First, I don’t think it’s okay to change the language of books because of modern sensitivities. It’s erasing history in subtle, but nefarious ways by removing the context within which those books were written. How are we supposed to know what people thought about race and gender back then when we change the language to accommodate our current ideas?
Second, it goes against the will of the author. Dahl has been quoted as forcing his publishers to not “so much as change a single comma in one of my books.” The changes that Puffin Books pushed through probably have him spinning in his grave so much he’s an undiscovered perpetual source of energy.
Third, even if you’re fine with the changes, isn’t it too much power in the hands of companies? Do we really want to continue building a society where companies own all the digital stuff we buy online? It’s easy to think they won’t abuse that power, until they do and it’s too late. This is why data privacy matters too.
If technology exists to actually own digital things, then let’s use that technology and take some power away from companies. Less corporatocracy, please. I’d rather not live in a dystopian cyberpunk future1.
There Are Many More Benefits
The main benefit of NFTs is ownership. You own what you buy. A book moves directly from the author to the buyer. It leaves one wallet, goes to another. No publisher or distributor in between. That’s nice. Power to the people. But there are many other benefits too.
For one, authors can include more than just the book when someone buys their book NFT. An NFT is a token that points to the place where the goods are stored. You should put the book in that place, but you can also put other things there, like unique cover art, an audiobook, an invitation to an event, access to an exclusive community, et cetera.
Kings of Leon did this when they turned their album When You See Yourself into an NFT. The NFT album was more expensive than the regular album, but it included alternative cover art and a limited-edition vinyl along with the actual music. One version of the NFT album even gave buyers front-row seats for life to Kings of Leon concerts.
NFTs allow you to play around with what you offer.
You could also include a special token with your book. For example, if I had an NFT book, I could include a $TDM token with each sale (for Thomas De Moor, my name). Those tokens could then be traded on a secondary market based on how well I’m doing as an author.

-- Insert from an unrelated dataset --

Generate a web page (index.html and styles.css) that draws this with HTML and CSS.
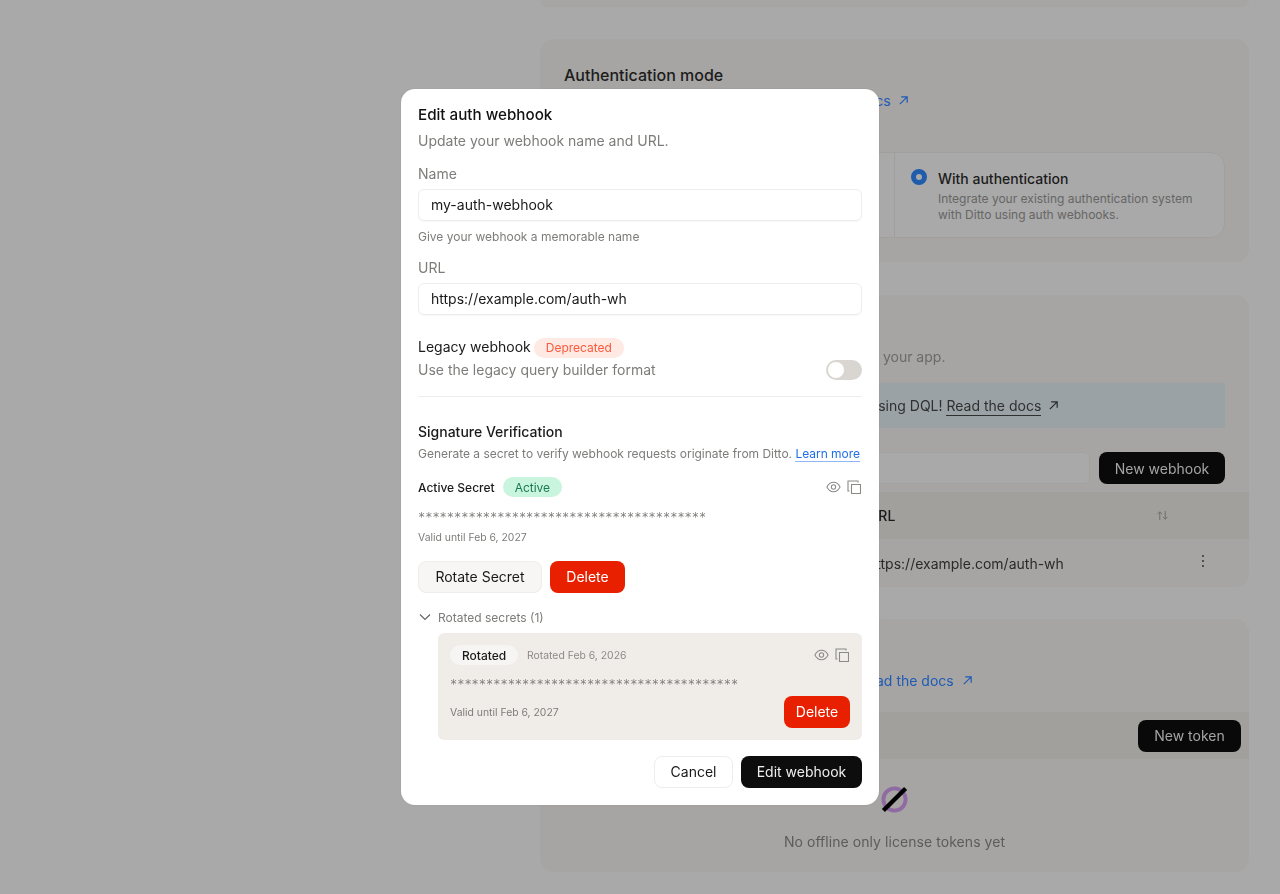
FILE: index.html
```html
<!DOCTYPE html>
<html lang="en">
<head>
<meta charset="utf-8">
<title>Edit auth webhook</title>
<link rel="stylesheet" href="styles.css">
</head>
<body>
<main class="page">
  <section class="card card-stub"></section>

  <section class="card card-auth">
    <h2 class="card-title">Authentication mode</h2>
    <p class="card-desc auth-desc">Choose how apps connect to Ditto. <a class="link" href="#">Read the docs <svg class="arrow" viewBox="0 0 12 12"><path d="M2 10 10 2M3.5 2H10V8.5"/></svg></a></p>
    <div class="radio-group">
      <div class="radio-option"></div>
      <div class="radio-option radio-selected">
        <span class="radio-dot"></span>
        <div>
          <div class="radio-title">With authentication</div>
          <div class="radio-desc">Integrate your existing authentication system with Ditto using auth webhooks.</div>
        </div>
      </div>
    </div>
  </section>

  <section class="card card-hooks">
    <h2 class="card-title">Auth webhooks</h2>
    <p class="card-desc hooks-desc">Webhooks verify the identity of users who join your app.</p>
    <div class="alert">New webhooks can now be written using DQL! <a class="alert-link" href="#">Read the docs</a> <svg class="arrow arrow-dark" viewBox="0 0 12 12"><path d="M2 10 10 2M3.5 2H10V8.5"/></svg></div>
    <div class="toolbar">
      <div class="search"></div>
      <button class="btn btn-dark btn-new">New webhook</button>
    </div>
    <div class="table-head">
      <span>Name</span>
      <span>URL</span>
      <svg class="sort" viewBox="0 0 14 12"><path d="M4 11V2M1.5 4.5 4 2l2.500 2.500M10 1v9M7.500 7.500 10 10l2.500-2.500"/></svg>
    </div>
    <div class="table-row">
      <span>my-auth-webhook</span>
      <span>https://example.com/auth-wh</span>
      <svg class="dots" viewBox="0 0 4 14"><circle cx="2" cy="2" r="1"/><circle cx="2" cy="7" r="1"/><circle cx="2" cy="12" r="1"/></svg>
    </div>
  </section>

  <section class="card card-tokens">
    <h2 class="card-title">Offline only license tokens</h2>
    <p class="card-desc tokens-desc">Tokens let peers sync without a connection. <a class="link" href="#">Read the docs <svg class="arrow" viewBox="0 0 12 12"><path d="M2 10 10 2M3.5 2H10V8.5"/></svg></a></p>
    <div class="tokens-head"><button class="btn btn-dark btn-token">New token</button></div>
    <div class="empty">
      <svg class="empty-icon" viewBox="0 0 28 28"><circle cx="14" cy="14" r="11.500"/><path d="M2.500 25.500 25.500 2.500"/></svg>
      <p class="empty-text">No offline only license tokens yet</p>
    </div>
  </section>
</main>

<div class="backdrop"></div>

<div class="dialog" role="dialog">
  <h1 class="dialog-title">Edit auth webhook</h1>
  <p class="dialog-sub">Update your webhook name and URL.</p>

  <label class="field-label label-name">Name</label>
  <div class="input">my-auth-webhook</div>
  <p class="hint">Give your webhook a memorable name</p>

  <label class="field-label label-url">URL</label>
  <div class="input">https://example.com/auth-wh</div>

  <div class="legacy">
    <div class="legacy-text">
      <div class="legacy-title">Legacy webhook <span class="badge badge-red">Deprecated</span></div>
      <div class="legacy-desc">Use the legacy query builder format</div>
    </div>
    <span class="toggle"><span class="toggle-knob"></span></span>
  </div>
  <hr class="divider">

  <h2 class="sig-title">Signature Verification</h2>
  <p class="sig-desc">Generate a secret to verify webhook requests originate from Ditto. <a class="learn" href="#">Learn more</a></p>

  <div class="secret-head">
    <span class="secret-label">Active Secret</span>
    <span class="badge badge-green">Active</span>
    <span class="icons">
      <svg class="icon-eye" viewBox="0 0 16 12"><path d="M1 6C2.600 2.800 5 1 8 1s5.400 1.800 7 5c-1.600 3.200-4 5-7 5S2.600 9.200 1 6Z"/><circle cx="8" cy="6" r="2.300"/></svg>
      <svg class="icon-copy" viewBox="0 0 14 14"><path d="M4.500 4.500h9v9h-9zM2.500 11H1V1h10v1.500"/></svg>
    </span>
  </div>
  <div class="stars">****************************************</div>
  <p class="valid">Valid until Feb 6, 2027</p>
  <div class="secret-actions">
    <button class="btn btn-light">Rotate Secret</button>
    <button class="btn btn-red">Delete</button>
  </div>

  <div class="rotated-toggle">
    <svg class="chevron" viewBox="0 0 12 8"><path d="M1 1.500 6 6.500l5-5"/></svg>
    <span>Rotated secrets (1)</span>
  </div>
  <div class="rotated-card">
    <div class="rotated-head">
      <span class="pill">Rotated</span>
      <span class="rotated-date">Rotated Feb 6, 2026</span>
      <span class="icons">
        <svg class="icon-eye" viewBox="0 0 16 12"><path d="M1 6C2.600 2.800 5 1 8 1s5.400 1.800 7 5c-1.600 3.200-4 5-7 5S2.600 9.200 1 6Z"/><circle cx="8" cy="6" r="2.300"/></svg>
        <svg class="icon-copy" viewBox="0 0 14 14"><path d="M4.500 4.500h9v9h-9zM2.500 11H1V1h10v1.500"/></svg>
      </span>
    </div>
    <div class="stars stars-rotated">****************************************</div>
    <div class="rotated-foot">
      <span class="rotated-valid">Valid until Feb 6, 2027</span>
      <button class="btn btn-red btn-red-small">Delete</button>
    </div>
  </div>

  <div class="dialog-actions">
    <button class="btn btn-white">Cancel</button>
    <button class="btn btn-dark btn-edit">Edit webhook</button>
  </div>
</div>
</body>
</html>
```
FILE: styles.css
```css
* { box-sizing: border-box; }
html, body { margin: 0; height: 100%; overflow: hidden; }
body {
  background: #a9a9a9;
  font-family: Inter, "Liberation Sans", sans-serif;
  font-size: 14px;
  color: #111;
}
h1, h2, p { margin: 0; font-weight: 500; }
p { font-weight: 400; }
a { text-decoration: none; }
button { font: inherit; cursor: pointer; }

/* page behind the dialog */
.page {
  height: 894px;
  padding-left: 540px;
  display: flex;
  flex-direction: column;
  filter: blur(0.4px);
}
.card {
  width: 709px;
  flex: none;
  background: #a6a5a3;
  border-radius: 14px;
  overflow: hidden;
}
.card-stub { height: 7px; border-radius: 0 0 14px 14px; }
.card-auth { height: 223px; margin-top: 32px; padding: 25px 24px 0; }
.card-hooks { height: 292px; margin-top: 33px; }
.card-tokens { height: 253px; margin-top: 32px; }

.card-title { font-size: 16px; line-height: 22px; font-weight: 500; color: #1c1c1c; }
.card-hooks .card-title, .card-tokens .card-title { padding: 15px 24px 0; }
.card-desc { font-size: 14px; line-height: 20px; margin-top: 5px; color: #6a6a68; white-space: nowrap; }
.auth-desc { letter-spacing: -.09px; }
.hooks-desc { padding: 0 32px; margin-top: 15px; }
.tokens-desc { padding: 0 24px; margin-top: 15px; }
.link { color: #1f5bb5; }
.arrow { width: 11px; height: 11px; margin-left: 4px; fill: none; stroke: #1f5bb5; stroke-width: 1.300; vertical-align: 0; }
.arrow-dark { stroke: #2a2a2a; margin-left: 3px; }

.radio-group {
  display: flex;
  height: 86px;
  width: 661px;
  margin-top: 41px;
  background: #a9a9a9;
  border: 1px solid #a09f9c;
  border-radius: 14px;
  overflow: hidden;
}
.radio-option { width: 329px; flex: none; }
.radio-selected {
  width: 330px;
  border-left: 1px solid #a09f9c;
  padding: 16px 16px;
  display: flex;
  gap: 11px;
}
.radio-dot {
  width: 16px;
  height: 16px;
  flex: none;
  border-radius: 50%;
  border: 5px solid #1f5cab;
  background: #a9a9a9;
}
.radio-title { font-size: 14px; line-height: 20px; font-weight: 500; color: #1c1c1c; }
.radio-desc { font-size: 12px; line-height: 16px; color: #666665; margin-top: 2px; }

.alert {
  height: 45px;
  width: 661px;
  margin: 16px 0 0 24px;
  background: #9aa2a6;
  font-size: 14px;
  line-height: 45px;
  color: #303030;
  padding-left: 70px;
  white-space: nowrap;
}
.alert-link { color: #303030; border-bottom: 1px solid #303030; padding-bottom: 1px; }
.toolbar { display: flex; gap: 9px; margin: 24px 24px 0; height: 32px; }
.search { flex: 1; background: #a9a9a9; border: 1px solid #a3a2a0; border-radius: 6px; }
.btn { display: inline-flex; align-items: center; justify-content: center; height: 32px; border-radius: 8px; padding: 0 16px; font-size: 14px; border: 1px solid transparent; white-space: nowrap; }
.btn-dark { background: #0e0d0d; color: #eee; }
.btn-new { width: 126px; background: #0a0909; color: #a5a5a5; }
.table-head, .table-row {
  display: grid;
  grid-template-columns: 328px 1fr 20px;
  align-items: center;
  padding: 0 28px 0 0;
  font-size: 14px;
}
.table-head { height: 47px; margin-top: 8px; background: #a1a09c; font-weight: 500; color: #1a1a1a; }
.table-row { height: 48px; color: #2a2a2a; }
.table-head span, .table-row span { white-space: nowrap; }
.table-head span:first-child, .table-row span:first-child { padding-left: 24px; }
.sort { width: 13px; height: 11px; margin-left: -45px; fill: none; stroke: #6b6b69; stroke-width: 1; }
.dots { width: 4px; height: 14px; margin-top: -4px; fill: #333; }

.tokens-head {
  height: 47px;
  margin-top: 21px;
  background: #a1a09c;
  display: flex;
  align-items: center;
  justify-content: flex-end;
  padding-right: 8px;
}
.btn-token { width: 103px; background: #0a0909; color: #a5a5a5; }
.empty { display: flex; flex-direction: column; align-items: center; padding-top: 27px; }
.empty-icon { width: 27px; height: 27px; fill: none; flex: none; }
.empty-icon circle { stroke: #8f6aa3; stroke-width: 4; }
.empty-icon path { stroke: #000; stroke-width: 4.500; }
.empty-text { margin-top: 19px; font-size: 14px; line-height: 20px; color: #5c5c5a; letter-spacing: .06px; }

/* overlay */
.backdrop { position: fixed; inset: 0; }
.dialog {
  position: fixed;
  left: 401px;
  top: 89px;
  width: 478px;
  height: 716px;
  background: #fff;
  border-radius: 14px;
  padding: 15px 17px 0;
  display: flex;
  flex-direction: column;
  box-shadow: 0 0 2px rgba(0,0,0,.1);
  filter: blur(0.4px);
}
.dialog .btn { padding-bottom: 2px; }
.dialog-title { font-size: 15.2px; line-height: 22px; font-weight: 500; color: #111; }
.dialog-sub { font-size: 14px; line-height: 20px; margin-top: 5px; color: #7c7c7a; }
.field-label { display: block; font-size: 14px; line-height: 20px; color: #7c7c7a; }
.label-name { margin-top: 13px; }
.label-url { margin-top: 13px; }
.input {
  height: 32px;
  margin-top: 5px;
  border: 1px solid #eeedeb;
  border-radius: 6px;
  padding: 0 12px;
  line-height: 30.500px;
  font-size: 14px;
  color: #1a1a1a;
  box-shadow: 0 1px 1px rgba(0,0,0,.03);
}
.hint { font-size: 12px; line-height: 16px; margin-top: 8px; color: #7c7c7a; }
.legacy { display: flex; justify-content: space-between; align-items: flex-end; margin-top: 21px; }
.legacy-title { display: flex; align-items: center; gap: 3px; font-size: 14px; line-height: 20px; color: #1a1a1a; font-weight: 400; }
.legacy-desc { font-size: 14px; line-height: 20px; margin-top: 2px; color: #7c7c7a; }
.badge { display: inline-flex; align-items: center; height: 20px; border-radius: 10px; padding: 0 12px; font-size: 12px; font-weight: 400; }
.badge-red { background: #ffe9e3; color: #fb5a3c; margin-top: 2px; }
.badge-green { background: #c9f5de; color: #1a7a50; }
.toggle { width: 36px; height: 20px; border-radius: 10px; background: #d9d5d0; padding: 2px; display: block; }
.toggle-knob { display: block; width: 16px; height: 16px; border-radius: 50%; background: #fff; }
.divider { width: 100%; height: 1px; margin: 16px 0 0; border: 0; background: #eeedeb; flex: none; }
.sig-title { font-size: 14px; line-height: 20px; font-weight: 500; margin-top: 25px; color: #1a1a1a; }
.sig-desc { font-size: 12px; line-height: 16px; margin-top: 4px; color: #7c7c7a; white-space: nowrap; letter-spacing: -.015px; }
.learn { color: #1f6feb; border-bottom: 1px solid #8db8f5; }
.secret-head { display: flex; align-items: center; gap: 8px; margin-top: 15px; height: 20px; }
.secret-label { font-size: 12px; font-weight: 500; color: #1a1a1a; }
.icons { margin-left: auto; display: flex; align-items: center; gap: 6px; padding-right: 1px; }
.icon-eye { width: 15px; height: 12px; fill: none; stroke: #8a8a88; stroke-width: 1.100; }
.icon-copy { width: 14px; height: 14px; fill: none; stroke: #8a8a88; stroke-width: 1.100; }
.stars { font-family: "DejaVu Sans Mono", monospace; font-size: 11.97px; line-height: 16px; color: #7c7c7a; margin-top: 12px; }
.valid { font-size: 10.4px; line-height: 14px; margin-top: 6px; color: #7c7c7a; }
.secret-actions { display: flex; gap: 8px; margin-top: 16px; }
.btn-light { width: 124px; background: #f7f6f4; border-color: #eeedeb; color: #1a1a1a; }
.btn-red { width: 75px; background: #e82000; color: #fff; }
.rotated-toggle { display: flex; align-items: center; gap: 6px; margin-top: 16px; height: 16px; font-size: 12px; color: #7c7c7a; }
.chevron { width: 14px; height: 8px; fill: none; stroke: #666; stroke-width: 1.200; }
.rotated-card {
  margin: 8px 0 0 20px;
  height: 107px;
  background: #f0ede8;
  border-radius: 6px;
  padding: 12px;
  display: flex;
  flex-direction: column;
}
.rotated-head { display: flex; align-items: center; gap: 9px; height: 20px; }
.pill { display: inline-flex; align-items: center; justify-content: center; width: 68px; height: 20px; border-radius: 10px; background: #f6f5f3; font-size: 12px; font-weight: 500; color: #1a1a1a; }
.rotated-date { font-size: 10.4px; color: #8a8a88; }
.stars-rotated { margin-top: 11px; }
.rotated-foot { display: flex; justify-content: space-between; align-items: center; margin-top: 4px; }
.rotated-valid { font-size: 10.4px; color: #7c7c7a; }
.btn-red-small { width: 66px; }
.dialog-actions { display: flex; justify-content: flex-end; gap: 8px; margin-top: 16px; }
.btn-white { width: 79px; background: #fff; border-color: #eeedeb; color: #1a1a1a; }
.btn-edit { width: 121px; }
```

If I have a George R.R. Martin moment, that one token could be worth more than what you paid for the book. It could equally be worthless, but if you paid regular price for the book and get the token along with it, that doesn’t really matter.
The point is that the reader owns their digital assets and that the author can be creative with what they offer.
It’s a Long Road Ahead
Books have always evolved through technology. Just as the printing press made books more widely available, NFT place digital books firmly in the hands of those who buy it. They allow for a direct and honest relationship between author and reader.
But there’s still a long road ahead. There are many challenges to overcome, but first I want to talk about something that’s not a challenge for NFTs: the climate. One reason why people were so upset about NFTs in 2021 was because the blockchains they were hosted on consumed tonnes of energy.
That’s no longer the case. I don’t want to make this too technical, but the only blockchain that still consumes stupid amounts of energy is the Bitcoin blockchain. Almost all the other ones use a newer mechanism to validate transactions that no longer relies on computing power: Proof of Stake (PoS) instead of Proof of Work (PoW). A blockchain like Ethereum consumes very little energy.
The biggest challenge for NFT books is the implementation of it all. For one, it’s important that not just the NFT, but also the actual assets are stored in a place that’s not owned by one entity. There’s no point having the NFT on a blockchain when the goods are stored on a centralized server under someone’s control. A decentralized delivery network like IPFS solves that problem, but even that relies on IPFS’s ability to keep running.
Second, we’ll need some kind of app or, even better, a device that provides a nice reading experience. Something like a Kindle, but with the ability to connect your NFTs to the goods those NFTs represent and without the ability to remove or alter those goods. You shouldn’t have to be technically savvy to read your NFT books.
Third, the drive to NFT books isn’t going to come from big publishers or distributors. They like things as they currently are. It’s going to come from a few visionaries who believe in a better world. It’ll be a David v. Goliath fight to convince people that there’s a better way to buy and read books, but that’s how it usually is with big technological and ideological innovations.
It’s Already Happening
All this being said, NFT books are already happening. Popular author Joseph Nassisse is selling NFT books, as is Mark Cuban with his new book How to Win at the Sport of Business. Both are selling their books through Book.io, a Web3 marketplace for books.
It’s a little crude, kinda scrappy, somewhat rough around the edges, but so are all things at the start. People are experimenting. They’re testing the boundaries of what’s possible with NFTs, and that’s good. I’m all for it. I’m happy the hype has come and gone. Now we can consider NFTs through a clearer lens and see that they’re not as bad as they were made out to be in 2021.
Who knows, when I’ve written my first book, I may experiment with NFTs too.
It’s not just books. It’s games too. And it’s getting worse and worse. I’d already written the first draft of this article when a Ubisoft executive said that gamers need to get comfortable not owning their games. Yikes.
First essay I read that has well-rounded insight and perspective on NFTs. Thank you for that! It's upsetting how language is being changed in works of art, and thus history. How is enormous better than fat as a word? I'm baffled lol. And yikes about video games. It's what happened to PT. It's like it never existed. Darn Konami!
Very interesting. I've heard bits and pieces but you consolidated and made it understandable.